On the other hand, if you use no assignment, you are doing functional programming.
You may question how to even write programs without assignment? Believe it or not, in SICP book, before Chapter 3, there is no assignment anywhere in the code, that is 216 pages of not so trivial programming!
You may notice that these two terms sounds very high level and lacking details. That is because they are like that, and I’d rather keep it like this than making things more complicated.
Object Oriented and Streams
I will again quote from the book:
To a large extent, then, the way we organize a large program is dictated by our perception of the system to be modeled. In this chapter we will investigate two prominent organizational strategies arising from two rather different “world views” of the structure of systems. The first organizational strategy concentrates on objects , viewing a large system as a collection of distinct objects whose behaviors may change over time. An alternative organizational strategy concentrates on the streams of information that flow in the system, much as an electrical engineer views a signal-processing system.

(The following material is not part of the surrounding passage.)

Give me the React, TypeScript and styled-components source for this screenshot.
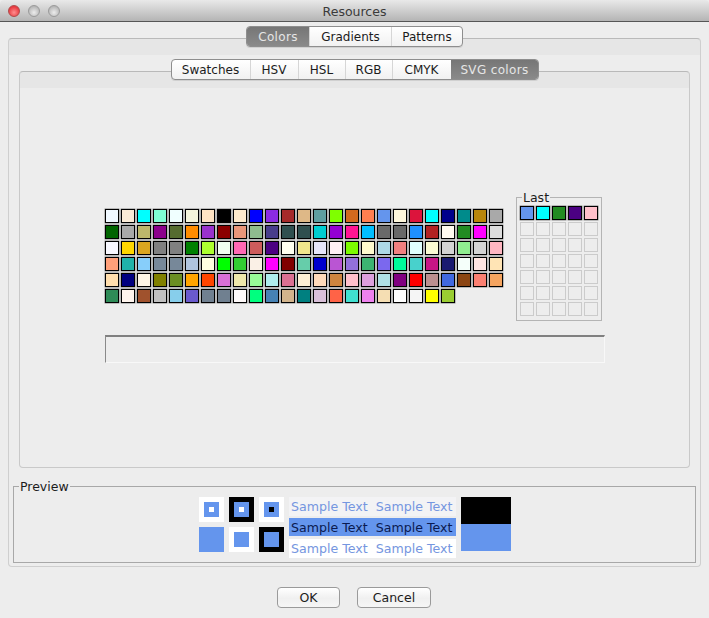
import React from 'react';
import styled, { createGlobalStyle } from 'styled-components';

const svgColors = [
  'aliceblue', 'antiquewhite', 'aqua', 'aquamarine', 'azure', 'beige', 'bisque', 'black', 'blanchedalmond', 'blue', 'blueviolet', 'brown', 'burlywood', 'cadetblue', 'chartreuse', 'chocolate', 'coral', 'cornflowerblue', 'cornsilk', 'crimson', 'cyan', 'darkblue', 'darkcyan', 'darkgoldenrod', 'darkgray',
  'darkgreen', 'darkgrey', 'darkkhaki', 'darkmagenta', 'darkolivegreen', 'darkorange', 'darkorchid', 'darkred', 'darksalmon', 'darkseagreen', 'darkslateblue', 'darkslategray', 'darkslategrey', 'darkturquoise', 'darkviolet', 'deeppink', 'deepskyblue', 'dimgray', 'dimgrey', 'dodgerblue', 'firebrick', 'floralwhite', 'forestgreen', 'fuchsia', 'gainsboro',
  'ghostwhite', 'gold', 'goldenrod', 'gray', 'grey', 'green', 'greenyellow', 'honeydew', 'hotpink', 'indianred', 'indigo', 'ivory', 'khaki', 'lavender', 'lavenderblush', 'lawngreen', 'lemonchiffon', 'lightblue', 'lightcoral', 'lightcyan', 'lightgoldenrodyellow', 'lightgray', 'lightgreen', 'lightgrey', 'lightpink',
  'lightsalmon', 'lightseagreen', 'lightskyblue', 'lightslategray', 'lightslategrey', 'lightsteelblue', 'lightyellow', 'lime', 'limegreen', 'linen', 'magenta', 'maroon', 'mediumaquamarine', 'mediumblue', 'mediumorchid', 'mediumpurple', 'mediumseagreen', 'mediumslateblue', 'mediumspringgreen', 'mediumturquoise', 'mediumvioletred', 'midnightblue', 'mintcream', 'mistyrose', 'moccasin',
  'navajowhite', 'navy', 'oldlace', 'olive', 'olivedrab', 'orange', 'orangered', 'orchid', 'palegoldenrod', 'palegreen', 'paleturquoise', 'palevioletred', 'papayawhip', 'peachpuff', 'peru', 'pink', 'plum', 'powderblue', 'purple', 'red', 'rosybrown', 'royalblue', 'saddlebrown', 'salmon', 'sandybrown',
  'seagreen', 'seashell', 'sienna', 'silver', 'skyblue', 'slateblue', 'slategray', 'slategrey', 'snow', 'springgreen', 'steelblue', 'tan', 'teal', 'thistle', 'tomato', 'turquoise', 'violet', 'wheat', 'white', 'whitesmoke', 'yellow', 'yellowgreen',
];

const lastColors = ['cornflowerblue', 'aqua', 'forestgreen', 'indigo', 'pink'];

const blue = '#6495ed';

const GlobalStyle = createGlobalStyle`
  html, body { margin: 0; padding: 0; background: #ededed; }
  body { font-family: "DejaVu Sans", "Liberation Sans", sans-serif; font-size: 13px; color: #1c1c1c; }
`;

const Window = styled.div`
  width: 709px;
  height: 618px;
  display: flex;
  flex-direction: column;
  background: #ededed;
  overflow: hidden;
`;

const TitleBar = styled.div`
  height: 22px;
  box-sizing: border-box;
  flex: none;
  display: flex;
  align-items: center;
  padding-left: 8px;
  gap: 8px;
  position: relative;
  background: linear-gradient(#e9e9e9, #b4b4b4);
  border-bottom: 1px solid #565656;
  border-radius: 4px 4px 0 0;
`;

const Light = styled.span<{ $red?: boolean }>`
  width: 12px;
  height: 12px;
  border-radius: 50%;
  box-sizing: border-box;
  border: 1px solid ${({ $red }) => ($red ? '#b04a4a' : '#9a9a9a')};
  background: ${({ $red }) =>
    $red
      ? 'radial-gradient(circle at 50% 65%, #ff8f8f, #e8393f 70%)'
      : 'radial-gradient(circle at 50% 65%, #ececec, #b5b5b5 75%)'};
`;

const Title = styled.div`
  position: absolute;
  left: 0;
  right: 0;
  top: 4px;
  text-align: center;
  font-size: 12.5px;
  line-height: 16px;
  color: #3a3a3a;
`;

const Body = styled.div`
  flex: 1;
  display: flex;
  flex-direction: column;
  padding: 4px 8px 0;
`;

const Segments = styled.div`
  align-self: center;
  display: flex;
  height: 21px;
  box-sizing: border-box;
  position: relative;
  z-index: 1;
  border: 1px solid #8e8e8e;
  border-radius: 4px;
  background: linear-gradient(#ffffff, #f1f1f1);
  overflow: hidden;
  box-shadow: 0 1px 0 #d0d0d0;
`;

const Segment = styled.div<{ $width: number; $active?: boolean }>`
  width: ${({ $width }) => $width}px;
  box-sizing: border-box;
  display: flex;
  align-items: center;
  justify-content: center;
  font-size: 12px;
  letter-spacing: ${({ $active }) => ($active ? '0.35px' : '0')};
  color: ${({ $active }) => ($active ? '#e6e6e6' : '#1c1c1c')};
  background: ${({ $active }) => ($active ? 'linear-gradient(#767676, #8a8a8a)' : 'transparent')};
  border-left: 1px solid ${({ $active }) => ($active ? 'transparent' : '#d6d6d6')};
  &:first-child { border-left: none; }
`;

const OuterPane = styled.div`
  height: 529px;
  margin-top: -9px;
  box-sizing: border-box;
  display: flex;
  flex-direction: column;
  padding: 20px 4px 0;
  border: 1px solid #cfcfcf;
  border-top-color: #b9b9b9;
  border-radius: 4px;
  background: linear-gradient(#e6e6e6 16px, #ededed 16px);
`;

const InnerPane = styled.div`
  height: 397px;
  margin: -9px 6px 0;
  flex: none;
  box-sizing: border-box;
  border: 1px solid #c9c9c9;
  border-top-color: #b9b9b9;
  border-radius: 4px;
  background: linear-gradient(#e6e6e6 16px, #ededed 16px);
`;

const Picker = styled.div`
  display: flex;
  flex-direction: column;
  padding: 118px 0 0 85px;
`;

const PickerRow = styled.div`
  display: flex;
  align-items: flex-start;
  gap: 11px;
`;

const SwatchGrid = styled.div<{ $cols: number }>`
  display: grid;
  grid-template-columns: repeat(${({ $cols }) => $cols}, 14px);
  grid-auto-rows: 14px;
  gap: 2px;
`;

const PaletteGrid = styled(SwatchGrid)`
  width: 400px;
  margin-top: 19px;
`;

const LastGrid = styled(SwatchGrid)`
  margin: 1px 0 0 3px;
`;

const Swatch = styled.div`
  box-sizing: border-box;
  border: 1px solid #000;
  box-shadow: 0 0 0 0.4px rgba(0, 0, 0, 0.55);
`;

const EmptySwatch = styled.div`
  box-sizing: border-box;
  border: 1px solid #cbcbcb;
`;

const LastBox = styled.fieldset`
  margin: -1px 0 0;
  width: 86px;
  height: 132px;
  box-sizing: border-box;
  padding: 0;
  border: 1px solid #b4b4b4;
`;

const Legend = styled.legend`
  padding: 2px 1px 0;
  margin-left: 5px;
  font-size: 12.5px;
  line-height: 14px;
`;

const ValueField = styled.div`
  width: 500px;
  height: 28px;
  margin-top: 14px;
  box-sizing: border-box;
  border-top: 2px solid #808080;
  border-left: 1px solid #8a8a8a;
  border-right: 1px solid #f8f8f8;
  border-bottom: 1px solid #f8f8f8;
`;

const PreviewBox = styled.fieldset`
  margin: 10px 0 0;
  height: 85px;
  box-sizing: border-box;
  padding: 0;
  border: 1px solid #a8a8a8;
`;

const PreviewRow = styled.div`
  display: flex;
  gap: 5px;
  padding: 3px 0 0 185px;
`;

const ChipGrid = styled.div`
  display: grid;
  grid-template-columns: repeat(3, 25px);
  grid-auto-rows: 25px;
  gap: 5px;
`;

const Chip = styled.div<{ $frame: string }>`
  box-sizing: border-box;
  padding: 5px;
  background: ${({ $frame }) => $frame};
  display: flex;
`;

const ChipFill = styled.div<{ $fill: string }>`
  flex: 1;
  padding: 5px;
  background: ${({ $fill }) => $fill};
  display: flex;
`;

const ChipDot = styled.div<{ $dot: string }>`
  flex: 1;
  background: ${({ $dot }) => $dot};
`;

const SampleTable = styled.div`
  display: flex;
  flex-direction: column;
  width: 167px;
`;

const SampleRow = styled.div<{ $bg: string; $color: string; $height: number; $gap: number }>`
  height: ${({ $height }) => $height}px;
  margin-bottom: ${({ $gap }) => $gap}px;
  display: flex;
  align-items: center;
  gap: 8px;
  padding: 0 0 0 2px;
  font-size: 12.6px;
  color: ${({ $color }) => $color};
  background: ${({ $bg }) => $bg};
`;

const Pair = styled.div`
  width: 50px;
  display: flex;
  flex-direction: column;
`;

const PairTop = styled.div`
  height: 27px;
  background: #000;
`;

const PairBottom = styled.div`
  height: 27px;
  background: ${blue};
`;

const Footer = styled.div`
  display: flex;
  gap: 17px;
  padding: 20px 0 0 269px;
`;

const Button = styled.button<{ $width: number }>`
  width: ${({ $width }) => $width}px;
  height: 21px;
  padding: 0;
  box-sizing: border-box;
  border: 1px solid #9a9a9a;
  border-radius: 4px;
  background: linear-gradient(#ffffff, #f0f0f0 55%, #f6f6f6);
  font-family: inherit;
  font-size: 12.5px;
  color: #1c1c1c;
`;

const chips = [
  { frame: '#fff', fill: blue, dot: '#fff' },
  { frame: '#000', fill: blue, dot: '#fff' },
  { frame: '#fff', fill: blue, dot: '#000' },
  { frame: blue, fill: blue, dot: blue },
  { frame: '#fff', fill: blue, dot: blue },
  { frame: '#000', fill: blue, dot: blue },
];

const samples = [
  { bg: '#f3f3f5', color: '#7596e0', height: 19, gap: 2 },
  { bg: blue, color: '#0a1a50', height: 18, gap: 3 },
  { bg: '#ffffff', color: '#7596e0', height: 19, gap: 0 },
];

export default function App() {
  return (
    <>
      <GlobalStyle />
      <Window>
        <TitleBar>
          <Light $red />
          <Light />
          <Light />
          <Title>Resources</Title>
        </TitleBar>
        <Body>
          <Segments>
            <Segment $width={62} $active>Colors</Segment>
            <Segment $width={82}>Gradients</Segment>
            <Segment $width={71}>Patterns</Segment>
          </Segments>
          <OuterPane>
            <Segments>
              <Segment $width={78}>Swatches</Segment>
              <Segment $width={48}>HSV</Segment>
              <Segment $width={47}>HSL</Segment>
              <Segment $width={47}>RGB</Segment>
              <Segment $width={59}>CMYK</Segment>
              <Segment $width={87} $active>SVG colors</Segment>
            </Segments>
            <InnerPane>
              <Picker>
                <PickerRow>
                  <PaletteGrid $cols={25}>
                    {svgColors.map((c) => (
                      <Swatch key={c} style={{ background: c }} />
                    ))}
                  </PaletteGrid>
                  <LastBox>
                    <Legend>Last</Legend>
                    <LastGrid $cols={5}>
                      {lastColors.map((c) => (
                        <Swatch key={c} style={{ background: c }} />
                      ))}
                      {Array.from({ length: 30 }, (_, i) => (
                        <EmptySwatch key={i} />
                      ))}
                    </LastGrid>
                  </LastBox>
                </PickerRow>
                <ValueField />
              </Picker>
            </InnerPane>
            <PreviewBox>
              <Legend>Preview</Legend>
              <PreviewRow>
                <ChipGrid>
                  {chips.map((c, i) => (
                    <Chip key={i} $frame={c.frame}>
                      <ChipFill $fill={c.fill}>
                        <ChipDot $dot={c.dot} />
                      </ChipFill>
                    </Chip>
                  ))}
                </ChipGrid>
                <SampleTable>
                  {samples.map((s, i) => (
                    <SampleRow key={i} $bg={s.bg} $color={s.color} $height={s.height} $gap={s.gap}>
                      <span>Sample Text</span>
                      <span>Sample Text</span>
                    </SampleRow>
                  ))}
                </SampleTable>
                <Pair>
                  <PairTop />
                  <PairBottom />
                </Pair>
              </PreviewRow>
            </PreviewBox>
          </OuterPane>
          <Footer>
            <Button $width={63}>OK</Button>
            <Button $width={74}>Cancel</Button>
          </Footer>
        </Body>
      </Window>
    </>
  );
}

For example, the digital circuits simulator example can be translated very easily to Java, because it is basically object oriented programming done in Scheme.
We have not talked about Streams yet in this blog series, but will do very soon.
Have you noticed it? Functional programming and Object Oriented programming are on two different levels, they are not even compared in the book.
So the right question to ask is what is the difference between Object Oriented v.s. Streams.